>> Begin

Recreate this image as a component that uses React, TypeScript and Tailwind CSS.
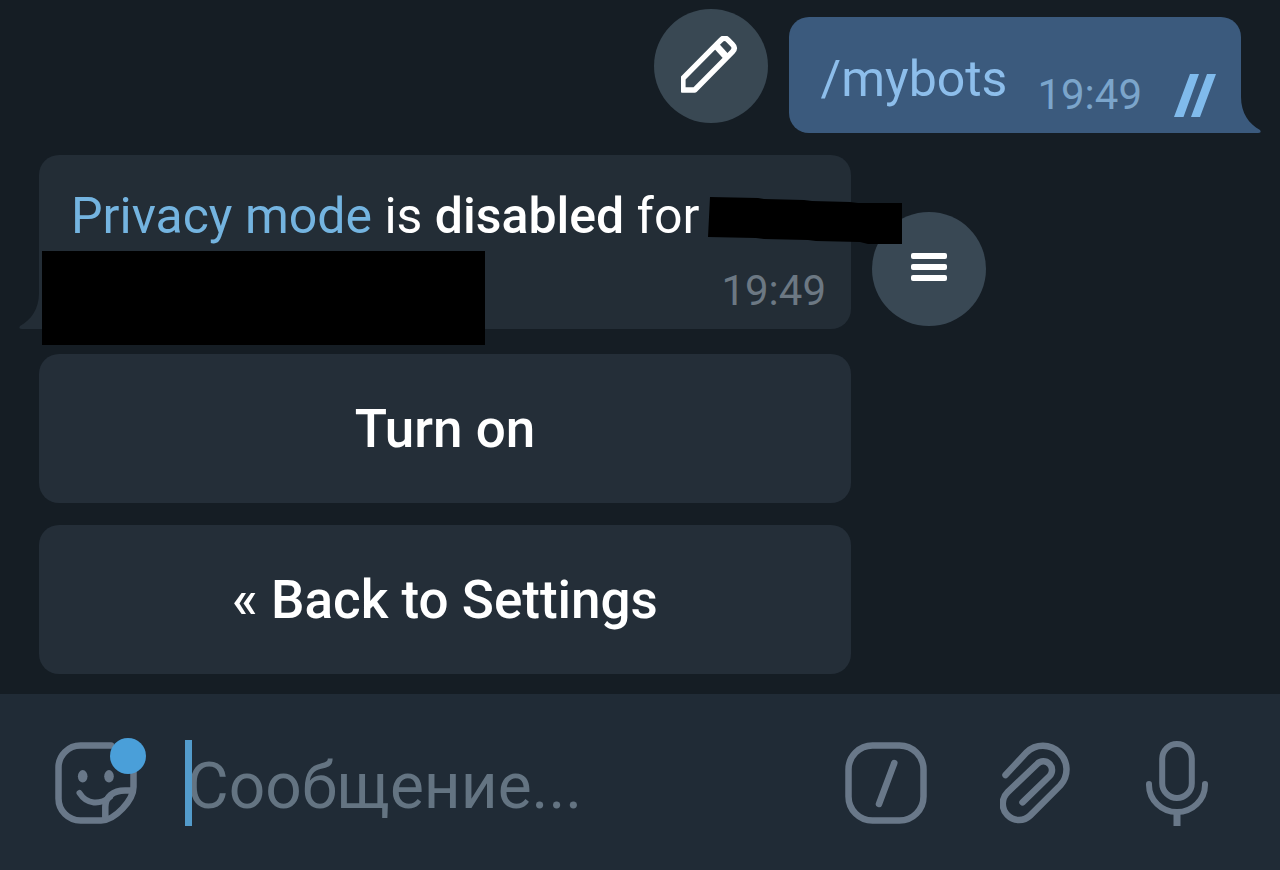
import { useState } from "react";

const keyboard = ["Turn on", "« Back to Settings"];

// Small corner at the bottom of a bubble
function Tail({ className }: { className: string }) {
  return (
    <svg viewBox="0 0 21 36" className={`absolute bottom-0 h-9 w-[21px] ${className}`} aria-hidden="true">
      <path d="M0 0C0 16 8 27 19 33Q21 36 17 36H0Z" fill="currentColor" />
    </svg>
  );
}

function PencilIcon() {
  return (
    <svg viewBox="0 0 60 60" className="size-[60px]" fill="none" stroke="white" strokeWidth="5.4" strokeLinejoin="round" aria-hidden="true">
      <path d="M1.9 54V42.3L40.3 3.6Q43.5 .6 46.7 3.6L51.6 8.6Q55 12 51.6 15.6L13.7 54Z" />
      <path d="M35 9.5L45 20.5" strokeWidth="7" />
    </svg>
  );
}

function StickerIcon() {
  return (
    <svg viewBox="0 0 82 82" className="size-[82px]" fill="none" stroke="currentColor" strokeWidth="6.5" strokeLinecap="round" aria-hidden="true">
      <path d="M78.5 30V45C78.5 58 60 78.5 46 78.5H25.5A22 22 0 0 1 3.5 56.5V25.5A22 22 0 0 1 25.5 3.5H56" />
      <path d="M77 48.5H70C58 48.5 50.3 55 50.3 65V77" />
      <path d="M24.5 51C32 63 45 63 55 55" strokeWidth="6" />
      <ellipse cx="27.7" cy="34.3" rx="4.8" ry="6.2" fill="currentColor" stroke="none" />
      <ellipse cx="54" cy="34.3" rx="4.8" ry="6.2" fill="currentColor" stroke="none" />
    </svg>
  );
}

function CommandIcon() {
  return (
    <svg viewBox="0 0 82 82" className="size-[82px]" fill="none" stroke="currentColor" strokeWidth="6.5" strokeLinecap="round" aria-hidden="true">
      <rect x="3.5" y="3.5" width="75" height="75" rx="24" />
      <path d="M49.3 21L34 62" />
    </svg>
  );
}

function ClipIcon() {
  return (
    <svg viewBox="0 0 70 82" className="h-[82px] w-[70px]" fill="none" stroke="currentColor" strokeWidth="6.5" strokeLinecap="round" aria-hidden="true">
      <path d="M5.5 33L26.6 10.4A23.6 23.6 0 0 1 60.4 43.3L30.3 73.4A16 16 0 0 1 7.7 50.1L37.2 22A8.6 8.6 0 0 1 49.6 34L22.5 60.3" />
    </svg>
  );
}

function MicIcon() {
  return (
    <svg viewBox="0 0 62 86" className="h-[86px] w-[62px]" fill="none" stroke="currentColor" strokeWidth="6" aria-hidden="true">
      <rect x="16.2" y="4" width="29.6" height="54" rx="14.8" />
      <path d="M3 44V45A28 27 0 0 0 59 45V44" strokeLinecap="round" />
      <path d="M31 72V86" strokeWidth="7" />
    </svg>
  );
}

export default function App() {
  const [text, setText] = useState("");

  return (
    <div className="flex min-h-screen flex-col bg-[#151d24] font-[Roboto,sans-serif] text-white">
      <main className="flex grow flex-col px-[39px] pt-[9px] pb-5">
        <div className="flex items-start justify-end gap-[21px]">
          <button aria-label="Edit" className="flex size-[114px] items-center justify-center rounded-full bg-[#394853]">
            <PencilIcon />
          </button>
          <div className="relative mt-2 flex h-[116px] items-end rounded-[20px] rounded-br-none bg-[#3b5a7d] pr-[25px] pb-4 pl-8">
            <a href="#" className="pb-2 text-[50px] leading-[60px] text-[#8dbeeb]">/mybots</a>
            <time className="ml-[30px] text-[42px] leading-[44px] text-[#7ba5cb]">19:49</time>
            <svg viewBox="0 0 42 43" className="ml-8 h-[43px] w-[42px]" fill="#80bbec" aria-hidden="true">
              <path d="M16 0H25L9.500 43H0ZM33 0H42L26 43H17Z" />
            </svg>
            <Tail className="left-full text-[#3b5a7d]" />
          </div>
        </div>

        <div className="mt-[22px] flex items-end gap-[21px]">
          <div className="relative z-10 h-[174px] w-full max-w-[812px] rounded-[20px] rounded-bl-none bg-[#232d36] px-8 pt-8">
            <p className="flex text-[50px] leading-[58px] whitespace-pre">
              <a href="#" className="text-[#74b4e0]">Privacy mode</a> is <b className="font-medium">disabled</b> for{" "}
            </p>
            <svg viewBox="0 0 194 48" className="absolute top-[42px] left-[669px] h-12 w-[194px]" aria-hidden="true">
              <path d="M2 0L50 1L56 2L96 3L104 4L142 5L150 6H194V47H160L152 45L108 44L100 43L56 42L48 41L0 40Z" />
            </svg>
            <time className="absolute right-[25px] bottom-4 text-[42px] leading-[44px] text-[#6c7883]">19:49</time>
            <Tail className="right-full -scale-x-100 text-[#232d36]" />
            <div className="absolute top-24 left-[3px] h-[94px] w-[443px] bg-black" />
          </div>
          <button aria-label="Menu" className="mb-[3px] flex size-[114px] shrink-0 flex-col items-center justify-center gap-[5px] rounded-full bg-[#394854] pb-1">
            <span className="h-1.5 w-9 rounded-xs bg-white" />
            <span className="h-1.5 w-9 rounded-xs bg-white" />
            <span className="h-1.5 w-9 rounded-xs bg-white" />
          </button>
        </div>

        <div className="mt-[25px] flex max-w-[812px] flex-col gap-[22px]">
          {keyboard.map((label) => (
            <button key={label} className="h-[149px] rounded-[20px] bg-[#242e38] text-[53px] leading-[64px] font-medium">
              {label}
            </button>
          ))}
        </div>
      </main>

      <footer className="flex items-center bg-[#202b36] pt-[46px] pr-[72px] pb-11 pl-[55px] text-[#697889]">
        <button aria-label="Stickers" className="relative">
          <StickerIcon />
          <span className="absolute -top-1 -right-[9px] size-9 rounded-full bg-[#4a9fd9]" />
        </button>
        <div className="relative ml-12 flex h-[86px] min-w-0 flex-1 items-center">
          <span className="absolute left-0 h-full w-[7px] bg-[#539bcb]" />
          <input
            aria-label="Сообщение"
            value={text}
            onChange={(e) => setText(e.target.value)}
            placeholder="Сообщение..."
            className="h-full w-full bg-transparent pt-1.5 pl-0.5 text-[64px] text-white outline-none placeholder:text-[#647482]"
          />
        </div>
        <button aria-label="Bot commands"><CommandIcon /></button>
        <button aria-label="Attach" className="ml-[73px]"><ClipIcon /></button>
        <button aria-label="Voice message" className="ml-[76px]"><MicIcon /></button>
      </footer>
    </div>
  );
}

>> End

• Problem to work on
Transcribe the listing above verbatim. Omit the pictures.

• Answer to the task
Recreate this image as a component that uses React, TypeScript and Tailwind CSS.
import { useState } from "react";

const keyboard = ["Turn on", "« Back to Settings"];

// Small corner at the bottom of a bubble
function Tail({ className }: { className: string }) {
  return (
    <svg viewBox="0 0 21 36" className={`absolute bottom-0 h-9 w-[21px] ${className}`} aria-hidden="true">
      <path d="M0 0C0 16 8 27 19 33Q21 36 17 36H0Z" fill="currentColor" />
    </svg>
  );
}

function PencilIcon() {
  return (
    <svg viewBox="0 0 60 60" className="size-[60px]" fill="none" stroke="white" strokeWidth="5.4" strokeLinejoin="round" aria-hidden="true">
      <path d="M1.9 54V42.3L40.3 3.6Q43.5 .6 46.7 3.6L51.6 8.6Q55 12 51.6 15.6L13.7 54Z" />
      <path d="M35 9.5L45 20.5" strokeWidth="7" />
    </svg>
  );
}

function StickerIcon() {
  return (
    <svg viewBox="0 0 82 82" className="size-[82px]" fill="none" stroke="currentColor" strokeWidth="6.5" strokeLinecap="round" aria-hidden="true">
      <path d="M78.5 30V45C78.5 58 60 78.5 46 78.5H25.5A22 22 0 0 1 3.5 56.5V25.5A22 22 0 0 1 25.5 3.5H56" />
      <path d="M77 48.5H70C58 48.5 50.3 55 50.3 65V77" />
      <path d="M24.5 51C32 63 45 63 55 55" strokeWidth="6" />
      <ellipse cx="27.7" cy="34.3" rx="4.8" ry="6.2" fill="currentColor" stroke="none" />
      <ellipse cx="54" cy="34.3" rx="4.8" ry="6.2" fill="currentColor" stroke="none" />
    </svg>
  );
}

function CommandIcon() {
  return (
    <svg viewBox="0 0 82 82" className="size-[82px]" fill="none" stroke="currentColor" strokeWidth="6.5" strokeLinecap="round" aria-hidden="true">
      <rect x="3.5" y="3.5" width="75" height="75" rx="24" />
      <path d="M49.3 21L34 62" />
    </svg>
  );
}

function ClipIcon() {
  return (
    <svg viewBox="0 0 70 82" className="h-[82px] w-[70px]" fill="none" stroke="currentColor" strokeWidth="6.5" strokeLinecap="round" aria-hidden="true">
      <path d="M5.5 33L26.6 10.4A23.6 23.6 0 0 1 60.4 43.3L30.3 73.4A16 16 0 0 1 7.7 50.1L37.2 22A8.6 8.6 0 0 1 49.6 34L22.5 60.3" />
    </svg>
  );
}

function MicIcon() {
  return (
    <svg viewBox="0 0 62 86" className="h-[86px] w-[62px]" fill="none" stroke="currentColor" strokeWidth="6" aria-hidden="true">
      <rect x="16.2" y="4" width="29.6" height="54" rx="14.8" />
      <path d="M3 44V45A28 27 0 0 0 59 45V44" strokeLinecap="round" />
      <path d="M31 72V86" strokeWidth="7" />
    </svg>
  );
}

export default function App() {
  const [text, setText] = useState("");

  return (
    <div className="flex min-h-screen flex-col bg-[#151d24] font-[Roboto,sans-serif] text-white">
      <main className="flex grow flex-col px-[39px] pt-[9px] pb-5">
        <div className="flex items-start justify-end gap-[21px]">
          <button aria-label="Edit" className="flex size-[114px] items-center justify-center rounded-full bg-[#394853]">
            <PencilIcon />
          </button>
          <div className="relative mt-2 flex h-[116px] items-end rounded-[20px] rounded-br-none bg-[#3b5a7d] pr-[25px] pb-4 pl-8">
            <a href="#" className="pb-2 text-[50px] leading-[60px] text-[#8dbeeb]">/mybots</a>
            <time className="ml-[30px] text-[42px] leading-[44px] text-[#7ba5cb]">19:49</time>
            <svg viewBox="0 0 42 43" className="ml-8 h-[43px] w-[42px]" fill="#80bbec" aria-hidden="true">
              <path d="M16 0H25L9.500 43H0ZM33 0H42L26 43H17Z" />
            </svg>
            <Tail className="left-full text-[#3b5a7d]" />
          </div>
        </div>

        <div className="mt-[22px] flex items-end gap-[21px]">
          <div className="relative z-10 h-[174px] w-full max-w-[812px] rounded-[20px] rounded-bl-none bg-[#232d36] px-8 pt-8">
            <p className="flex text-[50px] leading-[58px] whitespace-pre">
              <a href="#" className="text-[#74b4e0]">Privacy mode</a> is <b className="font-medium">disabled</b> for{" "}
            </p>
            <svg viewBox="0 0 194 48" className="absolute top-[42px] left-[669px] h-12 w-[194px]" aria-hidden="true">
              <path d="M2 0L50 1L56 2L96 3L104 4L142 5L150 6H194V47H160L152 45L108 44L100 43L56 42L48 41L0 40Z" />
            </svg>
            <time className="absolute right-[25px] bottom-4 text-[42px] leading-[44px] text-[#6c7883]">19:49</time>
            <Tail className="right-full -scale-x-100 text-[#232d36]" />
            <div className="absolute top-24 left-[3px] h-[94px] w-[443px] bg-black" />
          </div>
          <button aria-label="Menu" className="mb-[3px] flex size-[114px] shrink-0 flex-col items-center justify-center gap-[5px] rounded-full bg-[#394854] pb-1">
            <span className="h-1.5 w-9 rounded-xs bg-white" />
            <span className="h-1.5 w-9 rounded-xs bg-white" />
            <span className="h-1.5 w-9 rounded-xs bg-white" />
          </button>
        </div>

        <div className="mt-[25px] flex max-w-[812px] flex-col gap-[22px]">
          {keyboard.map((label) => (
            <button key={label} className="h-[149px] rounded-[20px] bg-[#242e38] text-[53px] leading-[64px] font-medium">
              {label}
            </button>
          ))}
        </div>
      </main>

      <footer className="flex items-center bg-[#202b36] pt-[46px] pr-[72px] pb-11 pl-[55px] text-[#697889]">
        <button aria-label="Stickers" className="relative">
          <StickerIcon />
          <span className="absolute -top-1 -right-[9px] size-9 rounded-full bg-[#4a9fd9]" />
        </button>
        <div className="relative ml-12 flex h-[86px] min-w-0 flex-1 items-center">
          <span className="absolute left-0 h-full w-[7px] bg-[#539bcb]" />
          <input
            aria-label="Сообщение"
            value={text}
            onChange={(e) => setText(e.target.value)}
            placeholder="Сообщение..."
            className="h-full w-full bg-transparent pt-1.5 pl-0.5 text-[64px] text-white outline-none placeholder:text-[#647482]"
          />
        </div>
        <button aria-label="Bot commands"><CommandIcon /></button>
        <button aria-label="Attach" className="ml-[73px]"><ClipIcon /></button>
        <button aria-label="Voice message" className="ml-[76px]"><MicIcon /></button>
      </footer>
    </div>
  );
}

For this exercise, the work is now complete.